Disabled campaigners have reacted with alarm to the government’s decision that it will not address the social care funding crisis until the end of next year, despite announcing billions of pounds a year extra for the NHS.
Despite saying in a speech that ministers “know we need to improve social care”, prime minister Theresa May said a new funding settlement for social care would not be announced until the next spending review, expected at the end of 2019.
The health and social care secretary, Jeremy Hunt, also told MPs that the government’s green paper on older people’s social care – which had been expected next month – would now be delayed until the autumn so it could be published at “around the same time” as a new 10-year plan for the NHS.

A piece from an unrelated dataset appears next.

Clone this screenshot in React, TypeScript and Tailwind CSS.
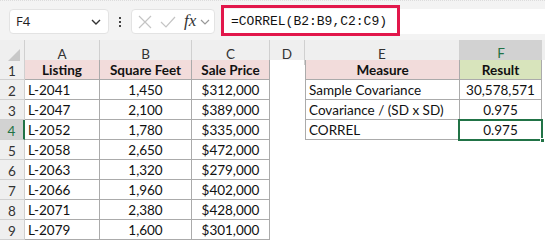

Hunt had earlier told the BBC that the government would also produce “a long-term plan for social care” but that ministers “can’t do all these things at the same time”.
The Department for Health and Social Care (DHSC) had not been able by 1pm today (Thursday) to explain whether its parallel piece of work on working-age disabled adults and social care had also been delayed until the autumn.
A DHSC spokeswoman had refused to comment when asked why the social care funding crisis was not being addressed at the same time as NHS funding.
May and Hunt announced an average real terms increase in NHS funding of 3.4 per cent a year from 2019-20 to 2023-24, which will see NHS England’s budget increase by £20.5 billion in real terms by 2023-24.
Although the government will not say how the NHS increase will be funded until the chancellor delivers his budget at the end of this year, the increase in funding was broadly welcomed.
But there was frustration among disabled commentators and campaigners that – yet again – ministers had failed to address the need for a major increase in social care funding.